Anything we sell — and a lot of things we don't. People bring in their own pieces all the time, and we engrave on glass, crystal, acrylic, anodized aluminum, wood, brass, stainless steel, leather, and pretty much anything else flat enough to fit on the laser bed.

Common bring-in items that aren't in our catalog:

  • Crystal glassware — decanters, champagne flutes, whiskey glasses. Especially common around weddings and holiday gifting. We engrave a lot of these in November and December.
  • Bottles — wine, champagne, spirits. Don Julio, Dom Pérignon, the works. Live-engraving stations at events are a specialty (see on-site engraving for events).
  • Leather goods — cardholders, toiletry bags, journals. Groomsman gifts, executive gifts, anything that wants a monogram.
  • Personal items — Yetis, AirPods cases, stethoscopes (yes, really), pens, watches. If it's flat enough to sit under the laser, we can engrave on it.

What we won't do

We won't engrave anything we can't get a clean proof of. If a piece has a curved surface where the engraving will distort beyond recognition, we'll tell you. If a font is going to bake into a crystal face too small to read at three feet, we'll tell you. If the inscription is going to fight with the piece's existing decoration, we'll suggest a different piece. Forty-five years of doing this means we know which jobs are going to look great and which ones will arrive at the party as a small disappointment. We say no to the second kind.
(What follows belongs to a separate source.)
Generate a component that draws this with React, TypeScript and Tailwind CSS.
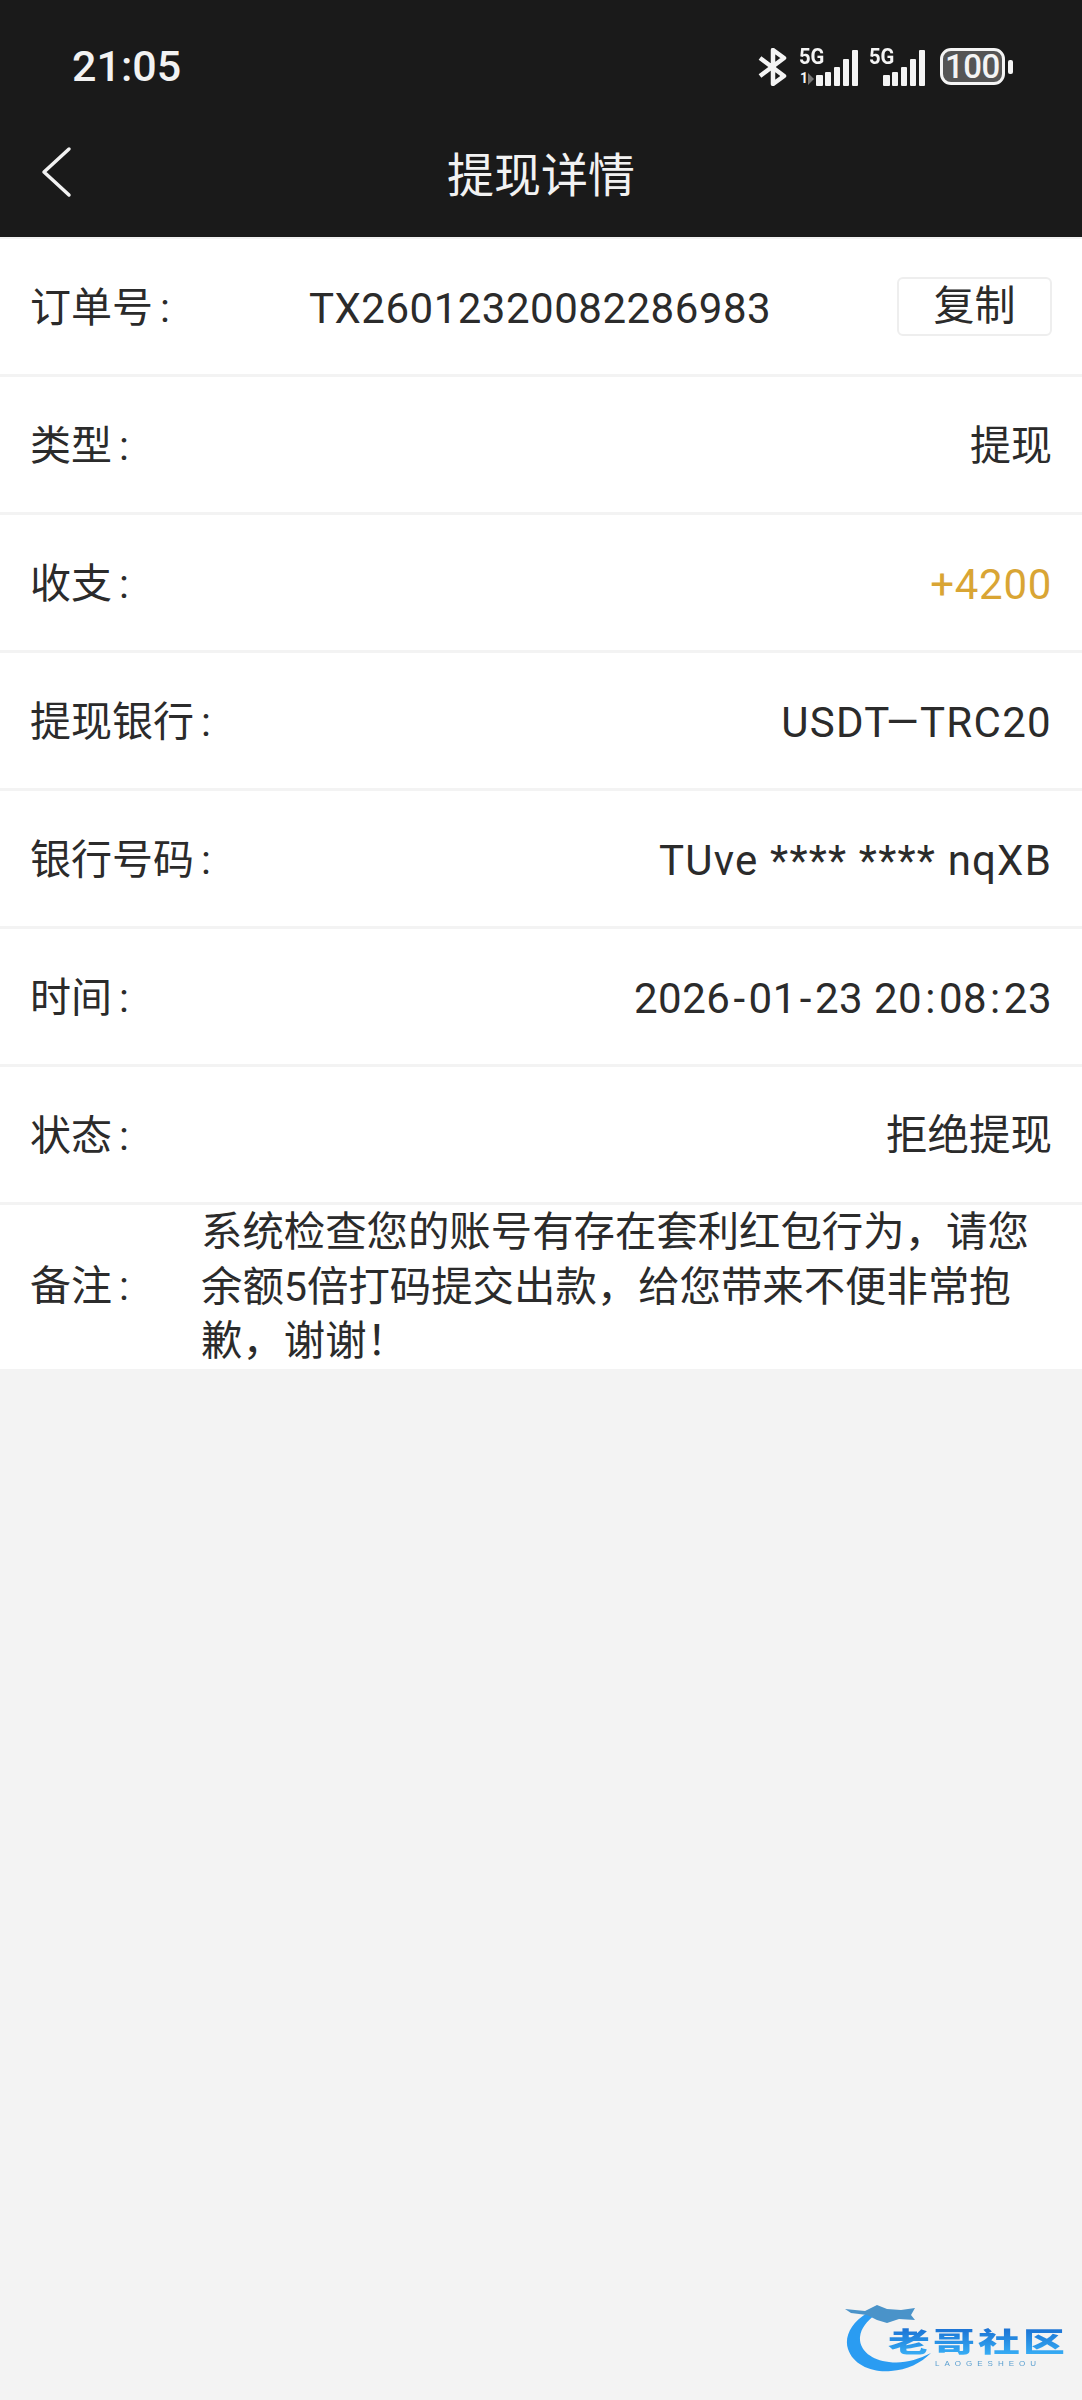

Why this is the whole pitch, distilled

Anyone with a laser can engrave letters into crystal. The difference is everything that happens before the laser fires and after — the proofing, the catching of typos, the willingness to re-engrave at 4:47 p.m. on a Tuesday because the recipient's middle initial was wrong. That's the actual job. That's what gets subcontracted away when "custom engraving" means "we forward your order to a vendor."

If you want a piece for an occasion that matters, the right test is not the price. It's the answer to "where does the engraving happen?"